Predicting Student Academic Performance in Secondary Education Using Machine Learning Techniques
Main Article Content
Predicting student academic performance has become a critical area of educational research, particularly with the increasing availability of large-scale data and the advancement of artificial intelligence applications in learning analytics. This study investigates the effectiveness of machine learning techniques in forecasting academic performance among secondary school students using state-level educational data. Two ensemble-based algorithms, Random Forest and Gradient Boosting, were implemented to model the complex relationships between student, institutional, and demographic variables. The models were evaluated using Mean Absolute Error (MAE), Root Mean Square Error (RMSE), and the coefficient of determination (R²) to ensure robust performance assessment.

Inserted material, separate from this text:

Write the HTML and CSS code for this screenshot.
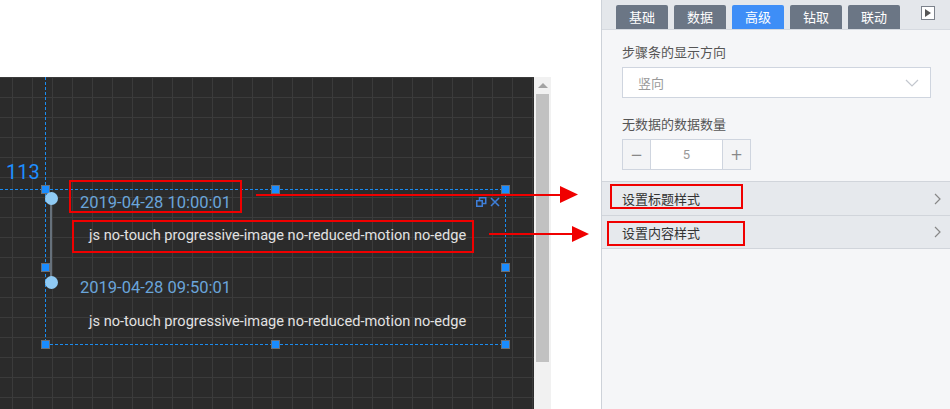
FILE: index.html
```html
<!DOCTYPE html>
<html lang="zh">
<head>
<meta charset="utf-8">
<title>步骤条设置</title>
<link rel="stylesheet" href="styles.css">
</head>
<body>
<div class="app">
  <div class="stage">
    <div class="stage-top"></div>
    <div class="stage-main">
      <div class="canvas">
        <div class="guide guide-v"></div>
        <div class="guide guide-h"></div>
        <div class="coord">113</div>
        <div class="widget">
          <div class="step">
            <span class="dot"></span>
            <div class="step-date">2019-04-28 10:00:01</div>
            <div class="step-text">js no-touch progressive-image no-reduced-motion no-edge</div>
          </div>
          <div class="step last">
            <span class="dot"></span>
            <div class="step-date">2019-04-28 09:50:01</div>
            <div class="step-text">js no-touch progressive-image no-reduced-motion no-edge</div>
          </div>
          <div class="widget-tools">
            <svg width="11" height="10" viewBox="0 0 11 10"><rect x="0.75" y="3.75" width="5.5" height="5.5" fill="none" stroke="#3f7fd9" stroke-width="1.5"/><path d="M3.5 3.5V0.75H9.75V6.5H6.5" fill="none" stroke="#3f7fd9" stroke-width="1.5"/></svg>
            <svg width="10" height="10" viewBox="0 0 10 10"><path d="M1 1L9 9M9 1L1 9" stroke="#3f7fd9" stroke-width="1.6"/></svg>
          </div>
          <span class="h h-tl"></span><span class="h h-tm"></span><span class="h h-tr"></span>
          <span class="h h-ml"></span><span class="h h-mr"></span>
          <span class="h h-bl"></span><span class="h h-bm"></span><span class="h h-br"></span>
        </div>
      </div>
      <div class="vscroll">
        <span class="vs-up"></span>
        <span class="vs-thumb"></span>
      </div>
      <div class="gap"></div>
    </div>
  </div>
  <div class="panel">
    <div class="tabs">
      <span class="tab">基础</span>
      <span class="tab">数据</span>
      <span class="tab active">高级</span>
      <span class="tab">钻取</span>
      <span class="tab">联动</span>
      <span class="toggle"><svg width="6" height="8" viewBox="0 0 6 8"><path d="M0 0L6 4L0 8Z" fill="#555"/></svg></span>
    </div>
    <div class="panel-body">
      <div class="label">步骤条的显示方向</div>
      <div class="select">
        <span>竖向</span>
        <svg width="14" height="8" viewBox="0 0 14 8"><path d="M1 1L7 7L13 1" fill="none" stroke="#c3c7ce" stroke-width="1.2"/></svg>
      </div>
      <div class="label label-2">无数据的数据数量</div>
      <div class="number">
        <span class="num-btn">−</span>
        <span class="num-val">5</span>
        <span class="num-btn">+</span>
      </div>
    </div>
    <div class="row">
      <span>设置标题样式</span>
      <svg width="7" height="12" viewBox="0 0 7 12"><path d="M1 1L6 6L1 11" fill="none" stroke="#888" stroke-width="1.2"/></svg>
    </div>
    <div class="row">
      <span>设置内容样式</span>
      <svg width="7" height="12" viewBox="0 0 7 12"><path d="M1 1L6 6L1 11" fill="none" stroke="#888" stroke-width="1.2"/></svg>
    </div>
    <div class="panel-rest"></div>
  </div>
</div>
<svg class="annot" width="950" height="409" viewBox="0 0 950 409">
  <g fill="none" stroke="#f00000" stroke-width="2">
    <rect x="70" y="181" width="171" height="31"/>
    <rect x="73" y="221" width="400" height="31"/>
    <rect x="611" y="185" width="131" height="23"/>
    <rect x="608" y="222" width="136" height="23"/>
    <line x1="256" y1="195" x2="562" y2="195"/>
    <line x1="489" y1="234" x2="574" y2="234"/>
  </g>
  <g fill="#f00000">
    <polygon points="560,186 578,194.5 560,203"/>
    <polygon points="572,226 589,234 572,242"/>
  </g>
</svg>
</body>
</html>
```
FILE: styles.css
```css
* { box-sizing: border-box; }
html, body { margin: 0; padding: 0; }
body {
  width: 950px;
  height: 409px;
  overflow: hidden;
  position: relative;
  background: #fff;
  font-family: Roboto, "Noto Sans CJK SC", sans-serif;
}
.app { display: flex; width: 950px; height: 409px; }

/* left stage */
.stage { width: 601px; display: flex; flex-direction: column; }
.stage-top { height: 77px; background: #fff; }
.stage-main { flex: 1; display: flex; }
.canvas {
  position: relative;
  width: 534px;
  height: 332px;
  background-color: #2b2b2b;
  background-image:
    linear-gradient(#3b3b3b 1px, transparent 1px),
    linear-gradient(90deg, #3b3b3b 1px, transparent 1px);
  background-size: 20px 20px;
  background-position: 12px 0;
  overflow: hidden;
}
.vscroll { position: relative; width: 17px; background: #f1f1f1; }
.vs-up {
  position: absolute; left: 4px; top: 6px;
  width: 0; height: 0;
  border-left: 5px solid transparent; border-right: 5px solid transparent;
  border-bottom: 5px solid #a3a3a3;
}
.vs-thumb {
  position: absolute; left: 2px; top: 17px;
  width: 13px; height: 268px; background: #c1c1c1;
}
.gap { flex: 1; background: #fff; }

.guide { position: absolute; }
.guide-v {
  left: 45px; top: 0; width: 1px; height: 112px;
  background: repeating-linear-gradient(180deg, #1b8cf0 0 3px, transparent 3px 5px);
}
.guide-h {
  left: 0; top: 112px; width: 45px; height: 1px;
  background: repeating-linear-gradient(90deg, #1b8cf0 0 3px, transparent 3px 5px);
}
.coord {
  position: absolute; left: 6px; top: 83px;
  font-size: 20px; line-height: 24px; color: #1e8fff;
}

.widget {
  position: absolute; left: 45px; top: 112px;
  width: 461px; height: 156px;
  padding: 1px;
  background:
    repeating-linear-gradient(90deg, #1b8cf0 0 3px, transparent 3px 5px) top left / 100% 1px no-repeat,
    repeating-linear-gradient(90deg, #1b8cf0 0 3px, transparent 3px 5px) bottom left / 100% 1px no-repeat,
    repeating-linear-gradient(180deg, #1b8cf0 0 3px, transparent 3px 5px) top left / 1px 100% no-repeat,
    repeating-linear-gradient(180deg, #1b8cf0 0 3px, transparent 3px 5px) top right / 1px 100% no-repeat;
}
.step { position: relative; height: 85px; padding-left: 35px; margin-top: -1px; margin-left: -1px; }
.step.last { height: auto; padding-top: 1px; }
.dot {
  position: absolute; left: 0; top: 3px;
  width: 13px; height: 13px; border-radius: 50%;
  background: #8fcaf4; z-index: 1;
}
.step::before {
  content: ""; position: absolute; left: 5px; top: 9px;
  width: 2px; height: 85px; background: #66717c;
}
.step.last::before { display: none; }
.step-date {
  font-size: 16.5px; line-height: 27px; color: #6aa5da; white-space: nowrap;
}
.step-text {
  margin-top: 8px; padding-left: 9px;
  font-size: 14.6px; line-height: 22px; color: #e2e2e2; white-space: nowrap;
}
.step.last .step-text { margin-top: 9px; }
.widget-tools {
  position: absolute; right: 6px; top: 8px;
  display: flex; gap: 3px; align-items: center;
}
.h {
  position: absolute; width: 9px; height: 9px;
  background: #1a8cff; border: 1px solid #6a6f76;
}
.h-tl { left: -4px; top: -4px; }
.h-tm { left: 226px; top: -4px; }
.h-tr { right: -4px; top: -4px; }
.h-ml { left: -4px; top: 74px; }
.h-mr { right: -4px; top: 74px; }
.h-bl { left: -4px; bottom: -4px; }
.h-bm { left: 226px; bottom: -4px; }
.h-br { right: -4px; bottom: -4px; }

/* right panel */
.panel {
  flex: 1; display: flex; flex-direction: column;
  background: #f5f6f8;
  border-left: 1px solid #cdd2d9;
  font-family: "Noto Sans CJK SC", sans-serif;
}
.tabs {
  height: 30px; display: flex; align-items: flex-end; gap: 6px;
  padding-left: 14px;
  background: #e4e7eb;
  border-bottom: 1px solid #d6dae0;
}
.tab {
  width: 52px; height: 24px; line-height: 24px;
  text-align: center; color: #fff; font-size: 13px;
  background: #6b7685; border-radius: 2px 2px 0 0;
}
.tab.active { background: #3e8ef7; }
.toggle {
  align-self: flex-start; margin: 6px 0 0 15px;
  width: 14px; height: 14px;
  border: 1px solid #7c828b; background: #fff;
  display: flex; align-items: center; justify-content: center;
}
.panel-body { padding: 12px 19px 11px 20px; }
.label { font-size: 13px; line-height: 20px; color: #555; }
.label-2 { margin-top: 16px; }
.select {
  margin-top: 5px; height: 31px;
  border: 1px solid #cfd5df; background: #fff;
  display: flex; align-items: center; justify-content: space-between;
  padding: 0 11px 0 15px;
  font-size: 13px; color: #9a9a9a;
}
.number {
  margin-top: 5px; width: 129px; height: 31px;
  display: flex; border: 1px solid #cfd5df; background: #fff;
}
.num-btn {
  width: 28px; display: flex; align-items: center; justify-content: center;
  background: #f3f4f6; color: #888; font-size: 15px;
  font-family: "DejaVu Sans", sans-serif;
}
.num-btn:first-child { border-right: 1px solid #cfd5df; }
.num-btn:last-child { border-left: 1px solid #cfd5df; }
.num-val {
  flex: 1; display: flex; align-items: center; justify-content: center;
  font-size: 13px; color: #999; font-family: Roboto, sans-serif;
}
.row {
  height: 34px; display: flex; align-items: center; justify-content: space-between;
  padding: 0 9px 0 20px;
  background: #e6e9ed;
  border-top: 1px solid #d1d5db;
  font-size: 13px; color: #333;
}
.row + .row { border-bottom: 1px solid #d1d5db; }
.panel-rest { flex: 1; background: #f5f6f8; }

.annot { position: absolute; left: 0; top: 0; pointer-events: none; }
```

The Gradient Boosting model achieved the highest predictive accuracy, with an R² score of approximately 0.68, outperforming the Random Forest model, which achieved an R² of 0.58. Feature importance analysis revealed that factors such as exam participation, gender-based pass rates, teacher availability, school infrastructure, and inclusive education indicators were the most significant predictors of academic outcomes. These findings highlight the role of machine learning as a powerful tool for educational data mining, enabling policymakers and educators to identify key determinants of student success and design data-driven interventions. Future work should incorporate socio-economic and behavioral factors and employ explainable AI approaches to improve the transparency, fairness, and interpretability of predictive educational models.